• **Brief**
Exactly as written, retype the listing below, omitting the pictures.

+---+

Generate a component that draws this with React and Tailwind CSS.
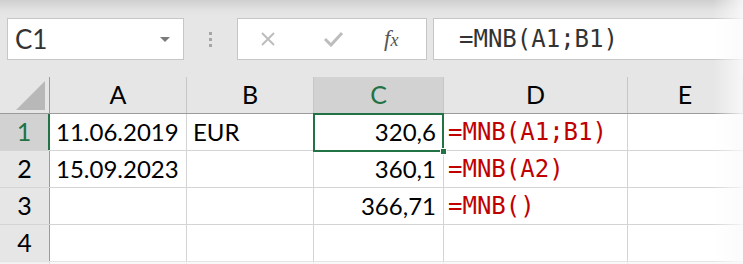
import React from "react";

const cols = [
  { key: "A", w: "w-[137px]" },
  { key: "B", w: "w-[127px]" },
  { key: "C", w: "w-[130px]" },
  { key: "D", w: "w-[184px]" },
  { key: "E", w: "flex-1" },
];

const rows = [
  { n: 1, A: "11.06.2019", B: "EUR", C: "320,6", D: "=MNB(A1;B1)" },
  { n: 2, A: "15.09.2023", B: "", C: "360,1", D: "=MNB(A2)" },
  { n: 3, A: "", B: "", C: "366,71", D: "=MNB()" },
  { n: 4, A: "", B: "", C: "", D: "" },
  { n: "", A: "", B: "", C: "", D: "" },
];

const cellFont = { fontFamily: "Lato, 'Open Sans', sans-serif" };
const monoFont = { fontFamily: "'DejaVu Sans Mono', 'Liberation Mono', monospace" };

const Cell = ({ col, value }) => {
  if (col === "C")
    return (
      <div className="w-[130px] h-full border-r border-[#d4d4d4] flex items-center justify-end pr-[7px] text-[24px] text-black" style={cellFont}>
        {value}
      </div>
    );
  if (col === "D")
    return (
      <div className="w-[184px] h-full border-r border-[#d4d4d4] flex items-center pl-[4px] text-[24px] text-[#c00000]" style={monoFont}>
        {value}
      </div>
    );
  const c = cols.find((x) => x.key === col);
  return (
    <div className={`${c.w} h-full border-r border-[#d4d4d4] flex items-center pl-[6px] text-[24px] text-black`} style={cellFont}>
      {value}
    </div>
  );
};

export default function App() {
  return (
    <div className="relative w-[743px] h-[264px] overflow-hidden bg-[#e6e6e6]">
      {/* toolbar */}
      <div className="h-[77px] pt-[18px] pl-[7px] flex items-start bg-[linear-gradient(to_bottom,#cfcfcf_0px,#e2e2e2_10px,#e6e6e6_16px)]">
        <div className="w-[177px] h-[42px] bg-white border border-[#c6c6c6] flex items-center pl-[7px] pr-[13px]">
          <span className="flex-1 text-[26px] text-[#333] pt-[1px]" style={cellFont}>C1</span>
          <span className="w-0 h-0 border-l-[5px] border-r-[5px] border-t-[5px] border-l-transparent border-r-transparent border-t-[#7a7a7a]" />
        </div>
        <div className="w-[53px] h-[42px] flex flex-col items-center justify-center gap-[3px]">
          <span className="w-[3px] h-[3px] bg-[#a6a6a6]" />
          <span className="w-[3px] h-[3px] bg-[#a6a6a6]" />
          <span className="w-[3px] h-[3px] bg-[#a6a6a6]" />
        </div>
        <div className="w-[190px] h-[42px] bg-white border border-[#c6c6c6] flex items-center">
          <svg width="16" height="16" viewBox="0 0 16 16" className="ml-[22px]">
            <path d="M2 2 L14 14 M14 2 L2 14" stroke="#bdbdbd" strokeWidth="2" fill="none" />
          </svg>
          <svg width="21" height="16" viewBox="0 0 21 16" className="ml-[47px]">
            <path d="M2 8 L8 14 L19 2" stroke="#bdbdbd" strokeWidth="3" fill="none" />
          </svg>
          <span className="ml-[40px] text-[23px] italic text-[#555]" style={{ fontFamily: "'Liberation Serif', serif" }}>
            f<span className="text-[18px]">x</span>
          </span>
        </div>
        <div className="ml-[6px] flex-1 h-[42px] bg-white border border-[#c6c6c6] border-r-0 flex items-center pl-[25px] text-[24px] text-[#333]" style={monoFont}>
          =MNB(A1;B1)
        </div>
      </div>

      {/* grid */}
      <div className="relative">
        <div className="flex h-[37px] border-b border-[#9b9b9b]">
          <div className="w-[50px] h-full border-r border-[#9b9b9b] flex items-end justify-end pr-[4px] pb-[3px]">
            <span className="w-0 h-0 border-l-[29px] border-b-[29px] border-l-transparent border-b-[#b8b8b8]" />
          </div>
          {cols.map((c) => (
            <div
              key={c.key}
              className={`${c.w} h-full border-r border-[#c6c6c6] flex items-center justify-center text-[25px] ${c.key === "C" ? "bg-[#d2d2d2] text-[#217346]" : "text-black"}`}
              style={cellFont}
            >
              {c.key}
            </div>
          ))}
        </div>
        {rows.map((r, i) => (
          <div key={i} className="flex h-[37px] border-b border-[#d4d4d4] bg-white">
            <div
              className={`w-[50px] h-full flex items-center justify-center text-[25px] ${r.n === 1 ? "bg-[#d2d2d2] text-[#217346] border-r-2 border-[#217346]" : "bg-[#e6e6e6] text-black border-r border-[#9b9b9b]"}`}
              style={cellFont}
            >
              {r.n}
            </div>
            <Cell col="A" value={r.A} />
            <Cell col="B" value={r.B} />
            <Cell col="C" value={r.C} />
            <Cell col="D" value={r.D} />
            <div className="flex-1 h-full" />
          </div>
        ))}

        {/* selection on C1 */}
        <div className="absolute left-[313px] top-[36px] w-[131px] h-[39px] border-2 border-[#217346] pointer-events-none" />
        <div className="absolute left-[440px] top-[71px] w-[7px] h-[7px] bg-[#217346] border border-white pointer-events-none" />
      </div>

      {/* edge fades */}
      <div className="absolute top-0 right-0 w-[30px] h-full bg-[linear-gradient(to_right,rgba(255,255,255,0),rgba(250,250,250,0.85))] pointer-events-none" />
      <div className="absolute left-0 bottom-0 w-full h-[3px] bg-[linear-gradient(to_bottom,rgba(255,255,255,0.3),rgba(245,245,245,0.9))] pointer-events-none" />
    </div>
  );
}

+---+

• **Exercise solution**
Generate a component that draws this with React and Tailwind CSS.
import React from "react";

const cols = [
  { key: "A", w: "w-[137px]" },
  { key: "B", w: "w-[127px]" },
  { key: "C", w: "w-[130px]" },
  { key: "D", w: "w-[184px]" },
  { key: "E", w: "flex-1" },
];

const rows = [
  { n: 1, A: "11.06.2019", B: "EUR", C: "320,6", D: "=MNB(A1;B1)" },
  { n: 2, A: "15.09.2023", B: "", C: "360,1", D: "=MNB(A2)" },
  { n: 3, A: "", B: "", C: "366,71", D: "=MNB()" },
  { n: 4, A: "", B: "", C: "", D: "" },
  { n: "", A: "", B: "", C: "", D: "" },
];

const cellFont = { fontFamily: "Lato, 'Open Sans', sans-serif" };
const monoFont = { fontFamily: "'DejaVu Sans Mono', 'Liberation Mono', monospace" };

const Cell = ({ col, value }) => {
  if (col === "C")
    return (
      <div className="w-[130px] h-full border-r border-[#d4d4d4] flex items-center justify-end pr-[7px] text-[24px] text-black" style={cellFont}>
        {value}
      </div>
    );
  if (col === "D")
    return (
      <div className="w-[184px] h-full border-r border-[#d4d4d4] flex items-center pl-[4px] text-[24px] text-[#c00000]" style={monoFont}>
        {value}
      </div>
    );
  const c = cols.find((x) => x.key === col);
  return (
    <div className={`${c.w} h-full border-r border-[#d4d4d4] flex items-center pl-[6px] text-[24px] text-black`} style={cellFont}>
      {value}
    </div>
  );
};

export default function App() {
  return (
    <div className="relative w-[743px] h-[264px] overflow-hidden bg-[#e6e6e6]">
      {/* toolbar */}
      <div className="h-[77px] pt-[18px] pl-[7px] flex items-start bg-[linear-gradient(to_bottom,#cfcfcf_0px,#e2e2e2_10px,#e6e6e6_16px)]">
        <div className="w-[177px] h-[42px] bg-white border border-[#c6c6c6] flex items-center pl-[7px] pr-[13px]">
          <span className="flex-1 text-[26px] text-[#333] pt-[1px]" style={cellFont}>C1</span>
          <span className="w-0 h-0 border-l-[5px] border-r-[5px] border-t-[5px] border-l-transparent border-r-transparent border-t-[#7a7a7a]" />
        </div>
        <div className="w-[53px] h-[42px] flex flex-col items-center justify-center gap-[3px]">
          <span className="w-[3px] h-[3px] bg-[#a6a6a6]" />
          <span className="w-[3px] h-[3px] bg-[#a6a6a6]" />
          <span className="w-[3px] h-[3px] bg-[#a6a6a6]" />
        </div>
        <div className="w-[190px] h-[42px] bg-white border border-[#c6c6c6] flex items-center">
          <svg width="16" height="16" viewBox="0 0 16 16" className="ml-[22px]">
            <path d="M2 2 L14 14 M14 2 L2 14" stroke="#bdbdbd" strokeWidth="2" fill="none" />
          </svg>
          <svg width="21" height="16" viewBox="0 0 21 16" className="ml-[47px]">
            <path d="M2 8 L8 14 L19 2" stroke="#bdbdbd" strokeWidth="3" fill="none" />
          </svg>
          <span className="ml-[40px] text-[23px] italic text-[#555]" style={{ fontFamily: "'Liberation Serif', serif" }}>
            f<span className="text-[18px]">x</span>
          </span>
        </div>
        <div className="ml-[6px] flex-1 h-[42px] bg-white border border-[#c6c6c6] border-r-0 flex items-center pl-[25px] text-[24px] text-[#333]" style={monoFont}>
          =MNB(A1;B1)
        </div>
      </div>

      {/* grid */}
      <div className="relative">
        <div className="flex h-[37px] border-b border-[#9b9b9b]">
          <div className="w-[50px] h-full border-r border-[#9b9b9b] flex items-end justify-end pr-[4px] pb-[3px]">
            <span className="w-0 h-0 border-l-[29px] border-b-[29px] border-l-transparent border-b-[#b8b8b8]" />
          </div>
          {cols.map((c) => (
            <div
              key={c.key}
              className={`${c.w} h-full border-r border-[#c6c6c6] flex items-center justify-center text-[25px] ${c.key === "C" ? "bg-[#d2d2d2] text-[#217346]" : "text-black"}`}
              style={cellFont}
            >
              {c.key}
            </div>
          ))}
        </div>
        {rows.map((r, i) => (
          <div key={i} className="flex h-[37px] border-b border-[#d4d4d4] bg-white">
            <div
              className={`w-[50px] h-full flex items-center justify-center text-[25px] ${r.n === 1 ? "bg-[#d2d2d2] text-[#217346] border-r-2 border-[#217346]" : "bg-[#e6e6e6] text-black border-r border-[#9b9b9b]"}`}
              style={cellFont}
            >
              {r.n}
            </div>
            <Cell col="A" value={r.A} />
            <Cell col="B" value={r.B} />
            <Cell col="C" value={r.C} />
            <Cell col="D" value={r.D} />
            <div className="flex-1 h-full" />
          </div>
        ))}

        {/* selection on C1 */}
        <div className="absolute left-[313px] top-[36px] w-[131px] h-[39px] border-2 border-[#217346] pointer-events-none" />
        <div className="absolute left-[440px] top-[71px] w-[7px] h-[7px] bg-[#217346] border border-white pointer-events-none" />
      </div>

      {/* edge fades */}
      <div className="absolute top-0 right-0 w-[30px] h-full bg-[linear-gradient(to_right,rgba(255,255,255,0),rgba(250,250,250,0.85))] pointer-events-none" />
      <div className="absolute left-0 bottom-0 w-full h-[3px] bg-[linear-gradient(to_bottom,rgba(255,255,255,0.3),rgba(245,245,245,0.9))] pointer-events-none" />
    </div>
  );
}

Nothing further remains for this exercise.